Bump - for warming up and good form

I've injured my shoulder ATM been out of training for 4 weeks and it really doesn't feel much better!


----------



## Guest (Apr 7, 2005)

definetly sit-ups!!!!1 and also fukin cardio! :evil:


----------



## Guest (Apr 8, 2005)

mingeteaser said:


> also fukin cardio! :evil:


you should try HIIT cardio, i love it! takes me 15 mins tops and being interval training its not a boring as regular cardio, i'll never do regular cardio again!


----------



## Guest (Apr 8, 2005)

yeah i,m not a great lover of cardio, but if i have to do any boxing and cycling for me.


----------



## Guest (Apr 8, 2005)

HIIT cardio wots that?


----------



## MrSkinny (Mar 9, 2005)

Old thread I know, but for me its calves. Its the one that hurts more than any when I push it to failure. Try drop sets on them and they sting like hell. The used to be the last of my leg exercises but now I've move them to shoulders day to give them a proper blast now.


----------



## Deadpool (Jan 18, 2004)

Love doing calves the burn you get is awesome but then again I like pain lol.

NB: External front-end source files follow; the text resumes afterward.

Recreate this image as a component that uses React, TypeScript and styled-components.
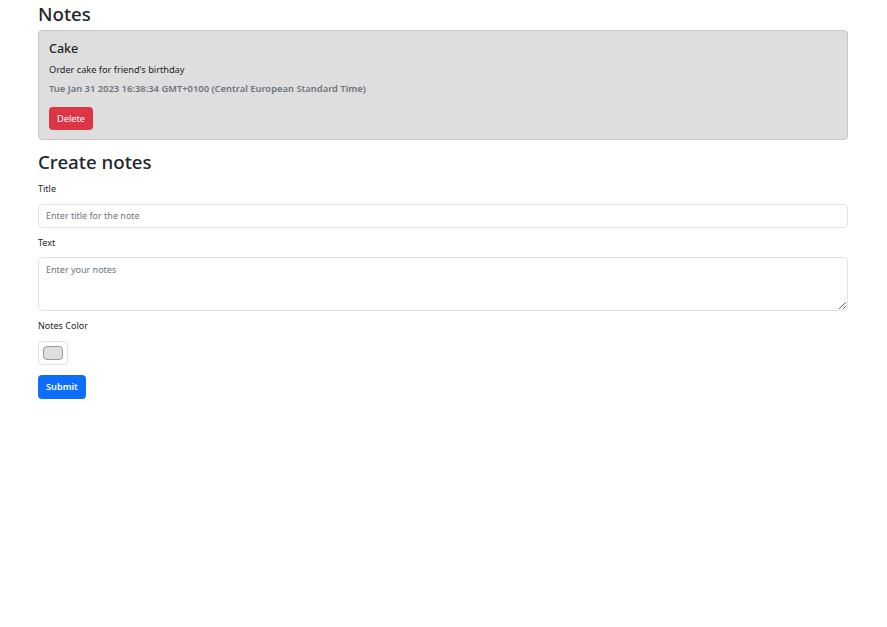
import React from 'react';
import styled, { createGlobalStyle } from 'styled-components';

const GlobalStyle = createGlobalStyle`
  body {
    margin: 0;
    background: #fff;
    color: #212529;
    font-family: "Noto Sans", "Open Sans", sans-serif;
    font-size: 10px;
    line-height: 1.5;
  }
  * { box-sizing: border-box; }
`

const Page = styled.div`
  width: 810px;
  margin-left: 38px;
  padding-top: 3px;
  display: flex;
  flex-direction: column;
`
const Heading = styled.h2<{ $top?: number; $bottom?: number }>`
  margin: ${(p) => p.$top || 0}px 0 ${(p) => p.$bottom || 5}px;
  font-size: 18.7px;
  font-weight: 500;
  line-height: 1.2;
`
const Card = styled.div`
  background: #dedede;
  border: 1px solid #c6c6c6;
  border-radius: 4px;
  padding: 10px 10px 9px;
  display: flex;
  flex-direction: column;
  align-items: flex-start;
`
const CardTitle = styled.h5`
  margin: 0 0 5px;
  font-size: 12.5px;
  font-weight: 500;
  line-height: 1.3;
`
const CardText = styled.p`
  margin: 0 0 6px;
  font-size: 9.2px;
  line-height: 1.5;
`
const CardDate = styled.h6`
  margin: 0 0 10px;
  font-size: 9.4px;
  font-weight: 600;
  color: #6c757d;
  line-height: 1.5;
`
const Button = styled.button<{ $bg: string; $weight?: number; $top?: number }>`
  background: ${(p) => p.$bg};
  color: #fff;
  border: none;
  border-radius: 4px;
  font-family: inherit;
  font-size: 9.2px;
  font-weight: ${(p) => p.$weight || 400};
  height: ${(p) => (p.$top ? 24 : 23)}px;
  margin-top: ${(p) => p.$top || 0}px;
  padding: 0 8px;
  cursor: pointer;
`
const Form = styled.form`
  display: flex;
  flex-direction: column;
  align-items: flex-start;
`
const Label = styled.label`
  font-size: 9px;
  margin-bottom: 8px;
  line-height: 1.5;
`
const Field = styled.div`
  display: flex;
  flex-direction: column;
  align-self: stretch;
  margin-bottom: 8px;
`
const Input = styled.input`
  height: 24px;
  border: 1px solid #dee2e6;
  border-radius: 4px;
  padding: 0 7px;
  font-family: inherit;
  font-size: 9px;
  color: #212529;
  &::placeholder { color: #6c757d; }
`
const TextArea = styled.textarea`
  height: 54px;
  border: 1px solid #dee2e6;
  border-radius: 4px;
  padding: 5px 7px;
  font-family: inherit;
  font-size: 9px;
  &::placeholder { color: #6c757d; }
`
const ColorInput = styled.input`
  width: 30px;
  height: 24px;
  padding: 4px;
  border: 1px solid #dee2e6;
  border-radius: 4px;
  background: #fff;
  &::-webkit-color-swatch-wrapper { padding: 0; }
  &::-webkit-color-swatch {
    border: 1px solid #999;
    border-radius: 4px;
  }
`

const App = () => {
  return (
    <>
      <GlobalStyle />
      <Page>
        <Heading>Notes</Heading>
        <Card>
          <CardTitle>Cake</CardTitle>
          <CardText>Order cake for friend's birthday</CardText>
          <CardDate>Tue Jan 31 2023 16:38:34 GMT+0100 (Central European Standard Time)</CardDate>
          <Button $bg="#dc3545" type="button">Delete</Button>
        </Card>

        <Heading $top={11} $bottom={9}>Create notes</Heading>
        <Form onSubmit={(e) => e.preventDefault()}>
          <Field>
            <Label>Title</Label>
            <Input placeholder="Enter title for the note" />
          </Field>
          <Field>
            <Label>Text</Label>
            <TextArea placeholder="Enter your notes" />
          </Field>
          <Field>
            <Label>Notes Color</Label>
            <ColorInput type="color" defaultValue="#dedede" />
          </Field>
          <Button $bg="#0d6efd" $weight={600} $top={2} type="submit">Submit</Button>
        </Form>
      </Page>
    </>
  );
};

export default App;
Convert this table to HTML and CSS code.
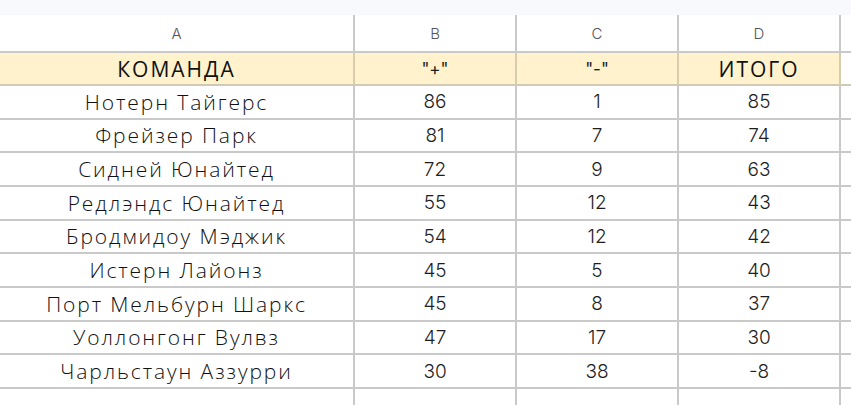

Hate squats, have thrown up a few times doing them!


----------



## MrSkinny (Mar 9, 2005)

Deadpool said:


> have thrown up a few times doing them!


wow, you must train really hard. Hard to do them that intense without a spotter though!


----------



## Gail (Jun 24, 2004)

hate side lateral raises. My delts tend to burn really quickly when doing them and my neck also tends to get tense, then my traps kick in, I also tend to go a rosy shade of purple on my last set! I hate them with a passion, but they are a necessary evil so I stick at 'em!

Another one I don't like much is preacher curls, kill my forearms.


----------



## Guest (May 3, 2005)

with any laterals make sure youre not going too heavy. i know a lot of us, myself included, like to go pick up the big weights and look manly, but delts dont need to be worked really heavy in the lateral motions as you can injure your back, and besides, they can react to lighter wieght than other body parts.


----------



## Gail (Jun 24, 2004)

Hi exactly,

I don't go particularly heavy with side laterals, just heavy enough to do some strict reps unassisted. With all my training i concentrate on my form rather than the weight I use. I don't need to throw weight around and look manly as i am a wee lass!

Your right though, can get some real back problems with side raises when shifting some heavy weights.

cheers

gailx


----------



## Guest (May 3, 2005)

yeah, sorry for the manly reference, ill try not to be so gender biased, its nice to see women posting finally.


----------